To lock multiple mutexes at a time, create a LockCollection.

static DATA_1: Mutex<i32> = Mutex::new(0);
static DATA_2: Mutex<String> = Mutex::new(String::new());

for _ in 0..N {
	thread::spawn(move || {
		let key = ThreadKey::get().unwrap();

		// happylock ensures at runtime there are no duplicate locks
		let collection = LockCollection::try_new((&DATA_1, &DATA_2)).unwrap();
		let mut guard = collection.lock(key);

		*guard.1 = (100 - *guard.0).to_string();
		*guard.0 += 1;
	});
}

let key = ThreadKey::get().unwrap();
let data = (&DATA_1, &DATA_2);
let data = LockGuard::lock(&data, &mut key);
println!("{}", *data.0);
println!("{}", *data.1);

Performance

The ThreadKey is a mostly-zero cost abstraction. It doesn't use any memory, and it doesn't really exist at run-time. The only cost comes from calling ThreadKey::get(), because the function has to ensure at runtime that the key hasn't already been taken. Dropping the key will also have a small cost.

Avoid LockCollection::try_new. This constructor will check to make sure that the collection contains no duplicate locks. This is an O(n^2) operation, where n is the number of locks in the collection. LockCollection::new and LockCollection::new_ref don't need these checks because they use OwnedLockable, which is guaranteed to be unique as long as it is accessible. As a last resort, LockCollection::new_unchecked doesn't do this check, but is unsafe to call.

Avoid using distinct lock orders for LockCollection. The problem is that this library must iterate through the list of locks, and not complete until every single one of them is unlocked. This also means that attempting to lock multiple mutexes gives you a lower chance of ever running. Only one needs to be locked for the operation to need a reset. This problem can be prevented by not doing that in your code. Resources should be obtained in the same order on every thread.

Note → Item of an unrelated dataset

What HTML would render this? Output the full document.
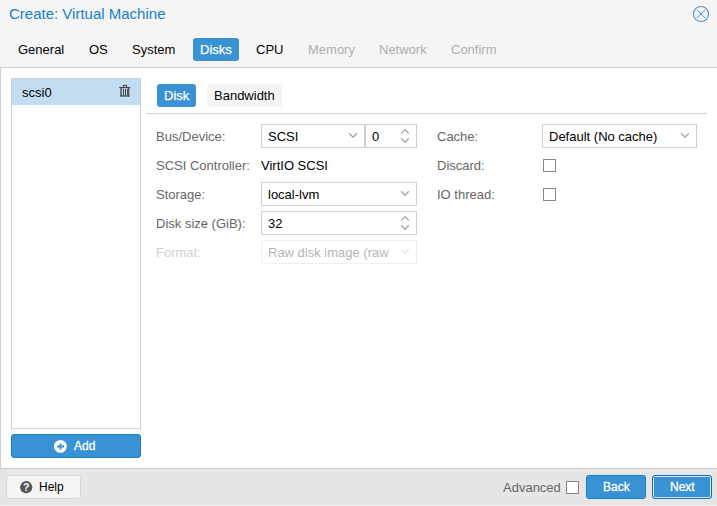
<!DOCTYPE html>
<html><head><meta charset="utf-8">
<style>
*{box-sizing:border-box;margin:0;padding:0}
html,body{width:717px;height:506px;overflow:hidden;background:#fff;font-family:"Liberation Sans",sans-serif;font-size:13px;color:#000}
.a{position:absolute}
.t{position:absolute;white-space:nowrap;font-size:13.5px;line-height:16px;transform:scaleX(0.962963);transform-origin:0 0;margin-top:1px}
.tab{position:absolute;top:38px;height:23px;border-radius:3px}
.act{background:#3892d4}
.lbl{color:#666}
.fld{position:absolute;height:24px;border:1px solid #d0d0d0;background:#fff}
.cb{position:absolute;width:13px;height:13px;border:1px solid #858585;background:#fff}
.btn{position:absolute;background:#3892d4;border:1px solid #157fcc;border-radius:3px}
.bt{position:absolute;white-space:nowrap;font-size:12px;line-height:16px;color:#fff;-webkit-text-stroke:0.3px #fff}
</style></head><body>
<!-- header -->
<div class="a" style="left:0;top:0;width:717px;height:67px;background:#f5f5f5"></div>
<div class="a" style="left:9px;top:5px;font-size:15px;line-height:18px;color:#157fcc;white-space:nowrap">Create: Virtual Machine</div>
<svg class="a" style="left:692px;top:5px" width="18" height="18" viewBox="0 0 18 18"><circle cx="9" cy="9" r="7.5" fill="none" stroke="#4a8fd0" stroke-width="1.1"/><path d="M5 5L13 13M13 5L5 13" stroke="#4a8fd0" stroke-width="0.95"/></svg>

<div class="tab act" style="left:193px;width:46px"></div>
<div class="t" style="left:18px;top:41px">General</div>
<div class="t" style="left:89px;top:41px">OS</div>
<div class="t" style="left:132px;top:41px">System</div>
<div class="t" style="left:200px;top:41px;color:#fff;-webkit-text-stroke:0.25px #fff">Disks</div>
<div class="t" style="left:256px;top:41px">CPU</div>
<div class="t" style="left:308px;top:41px;opacity:.3">Memory</div>
<div class="t" style="left:379px;top:41px;opacity:.3">Network</div>
<div class="t" style="left:451px;top:41px;opacity:.3">Confirm</div>

<div class="a" style="left:0;top:67px;width:717px;height:1px;background:#d0d0d0"></div>
<div class="a" style="left:0;top:67px;width:1px;height:402px;background:#d0d0d0"></div>

<!-- left list -->
<div class="a" style="left:11px;top:78px;width:130px;height:351px;border:1px solid #d0d0d0;background:#fff"></div>
<div class="a" style="left:12px;top:79px;width:128px;height:26px;background:#c2ddf2"></div>
<div class="t" style="left:22px;top:84px">scsi0</div>
<svg class="a" style="left:119px;top:84px" width="14" height="14" viewBox="0 0 14 14"><g fill="#444"><rect x="0.2" y="3" width="11.1" height="1.1"/><rect x="3.9" y="0.9" width="4.1" height="1.1"/><rect x="3.9" y="2" width="1" height="1"/><rect x="7" y="2" width="1" height="1"/><rect x="1.4" y="4" width="1.4" height="8.6"/><rect x="9.1" y="4" width="1.2" height="8.6"/><rect x="1.4" y="11.3" width="8.9" height="1.3"/><rect x="4" y="4.8" width="1" height="6.5"/><rect x="6" y="4.8" width="1" height="6.5"/><rect x="8" y="4.8" width="0.9" height="6.5"/></g></svg>

<div class="btn" style="left:11px;top:434px;width:130px;height:24px"></div>
<svg class="a" style="left:54px;top:439.5px" width="13" height="13" viewBox="0 0 13 13"><circle cx="6.4" cy="6.4" r="6.4" fill="#fff"/><path d="M6.5 3.4V9.5M3.1 6.5H10" stroke="#3892d4" stroke-width="1.8"/></svg>
<div class="bt" style="left:74px;top:438px">Add</div>

<!-- right panel tabs -->
<div class="tab act" style="left:157px;top:84px;width:39px"></div>
<div class="tab" style="left:207px;top:84px;width:75px;background:#f5f5f5"></div>
<div class="t" style="left:164px;top:87px;color:#fff;-webkit-text-stroke:0.25px #fff">Disk</div>
<div class="t" style="left:214px;top:87px">Bandwidth</div>
<div class="a" style="left:146px;top:113px;width:561px;height:1px;background:#d0d0d0"></div>

<!-- form col 1 -->
<div class="t lbl" style="left:156px;top:128px">Bus/Device:</div>
<div class="fld" style="left:261px;top:124px;width:104px"></div>
<div class="t" style="left:268px;top:128px">SCSI</div>
<div class="fld" style="left:365px;top:124px;width:52px"></div>
<div class="t" style="left:372px;top:128px">0</div>
<div class="t lbl" style="left:156px;top:157px">SCSI Controller:</div>
<div class="t" style="left:261px;top:157px">VirtIO SCSI</div>
<div class="t lbl" style="left:156px;top:186px">Storage:</div>
<div class="fld" style="left:261px;top:182px;width:156px"></div>
<div class="t" style="left:268px;top:186px">local-lvm</div>
<div class="t lbl" style="left:156px;top:215px">Disk size (GiB):</div>
<div class="fld" style="left:261px;top:211px;width:156px"></div>
<div class="t" style="left:268px;top:215px">32</div>
<div style="opacity:.3">
<div class="t lbl" style="left:156px;top:244px">Format:</div>
<div class="fld" style="left:261px;top:240px;width:156px"></div>
<div class="a" style="left:262px;top:241px;width:127px;height:22px;overflow:hidden"><div class="t" style="left:6px;top:3px">Raw disk image (raw)</div></div>
<svg class="a" style="left:0;top:0" width="717" height="506" viewBox="0 0 717 506"><path d="M401.2 249.2L405 253.2L408.8 249.2" fill="none" stroke="#a6a6a6" stroke-width="1.35"/></svg>
</div>

<!-- form col 2 -->
<div class="t lbl" style="left:437px;top:128px">Cache:</div>
<div class="fld" style="left:542px;top:124px;width:155px"></div>
<div class="t" style="left:549px;top:128px">Default (No cache)</div>
<div class="t lbl" style="left:437px;top:157px">Discard:</div>
<div class="cb" style="left:543px;top:159px"></div>
<div class="t lbl" style="left:437px;top:186px">IO thread:</div>
<div class="cb" style="left:543px;top:188px"></div>

<svg class="a" style="left:0;top:0" width="717" height="506" viewBox="0 0 717 506"><g fill="none" stroke="#a6a6a6" stroke-width="1.35">
<path d="M349.2 133.2L353 137.2L356.8 133.2"/>
<path d="M401.2 133.4L405 129.6L408.8 133.4M401.2 138.3L405 142.3L408.8 138.3"/>
<path d="M401.2 191.2L405 195.2L408.8 191.2"/>
<path d="M401.2 220.4L405 216.6L408.8 220.4M401.2 225.3L405 229.3L408.8 225.3"/>
<path d="M681.2 133.2L685 137.2L688.8 133.2"/>
</g></svg>

<!-- footer -->
<div class="a" style="left:0;top:468px;width:717px;height:38px;background:#e6e6e6;border-top:1px solid #d0d0d0"></div>
<div class="a" style="left:6px;top:475px;width:75px;height:24px;background:#f5f5f5;border:1px solid #d8d8d8;border-radius:3px"></div>
<svg class="a" style="left:20px;top:480.5px" width="13" height="13" viewBox="0 0 13 13"><circle cx="6.2" cy="6.2" r="6.1" fill="#555"/><text x="6.1" y="10.3" font-size="10.5" font-weight="bold" fill="#fff" text-anchor="middle" font-family="Liberation Sans">?</text></svg>
<div class="bt" style="left:39px;top:479px;color:#000;-webkit-text-stroke:0">Help</div>
<div class="t lbl" style="left:503px;top:479px">Advanced</div>
<div class="cb" style="left:566px;top:481px"></div>
<div class="a" style="left:0;top:505px;width:717px;height:1px;background:#f3f3f3"></div>
<div class="btn" style="left:586px;top:475px;width:60px;height:24px"></div>
<div class="bt" style="left:603px;top:479px">Back</div>
<div class="btn" style="left:652px;top:475px;width:60px;height:24px;border-color:#126fbf;box-shadow:inset 0 0 0 1px #d6e8f6"></div>
<div class="bt" style="left:670px;top:479px">Next</div>
</body></html>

Avoid tuples in LockCollection. Tuples become spinlocks if the first value is already unlocked. This will be fixed in the future. For now, if you need a tuple, make the lock that is most likely to be locked the first element.

Future Work

Although this library is able to successfully prevent deadlocks, livelocks may still be an issue. Imagine thread 1 gets resource 1, thread 2 gets resource 2, thread 1 realizes it can't get resource 2, thread 2 realizes it can't get resource 1, thread 1 drops resource 1, thread 2 drops resource 2, and then repeat forever. In practice, this situation probably wouldn't last forever. But it would be nice if this could be prevented somehow. A more fair system for getting sets of locks would help, but I have no clue what that looks like.

It might to possible to break the ThreadKey system by having two crates import this crate and call ThreadKey::get. I'm not quite sure how this works, but Rust could decide to give each crate their own key, ergo one thread would get two keys. I don't think the standard library would have this issue. At a certain point, I have to recognize that someone could also just import the standard library mutex and get a deadlock that way.

We should add Condvar at some point. I didn't because I've never used it before, and I'm probably not the right person to solve this problem. I think all the synchronization problems could be solved by having Condvar::wait take a ThreadKey instead of a MutexGuard. Something similar can probably be done for Barrier. But again, I'm no expert.

Do OnceLock or LazyLock ever deadlock? We might not need to add those here.

It'd be nice to be able to use the mutexes built into the operating system, saving on binary size. Using std::sync::Mutex sounds promising, but it doesn't implement RawMutex, and implementing that is very difficult, if not impossible.

Personally, I don't like mutex poisoning, but maybe it can be worked into the library if you're into that sort of thing.

Are the ergonomics here any good? This is completely uncharted territory. Maybe there are some useful helper methods we don't have here yet. Maybe try_lock should return a Result. Maybe lock_api or spin implements some useful methods that I kept out for this proof of concept. Maybe there are some lock-specific methods that could be added to LockCollection. More types might be lockable using a LockGuard.

I want to try to get this working without the standard library. There are a few problems with this though. For instance, this crate uses thread_local to allow other threads to have their own keys. Also, the only practical type of mutex that would work is a spinlock. Although, more could be implemented using the RawMutex trait. The LockCollection requires memory allocation at this time in order to check for duplicate locks.

It'd be interesting to add some methods such as lock_clone or lock_swap. This would still require a thread key, in case the mutex is already locked. The only way this could be done without a thread key is with a &mut Mutex<T>, but we already have get_mut. A try_lock_clone or try_lock_swap might not need a ThreadKey though. A special lock that looks like Cell but implements Sync could be shared without a thread key, because the lock would be dropped immediately (preventing non-preemptive allocation). It might make some common operations easier.

There might be some use in trying to prevent circular wait. There could be a special type that only allows the locking mutexes in a specific order. This would still require a thread key so that nobody tries to unlock multiple lock sequences at the same time. The biggest problem is that LockSequence::lock_next would need to return the same value each time, which is not very flexible. Most use cases for this are solved already by using LockCollection<OwnedLockable>.

Some sort of DynamicLock type might be useful so that, for example, a Mutex<usize> and an RwLock<usize> could be unlocked at the same time inside of a Vec<DynamicLock<usize>>. Although, this wouldn't solve the problem of needing a Mutex<usize> and a Mutex<String> at the same time. This would be better solved usin the existing tuple system.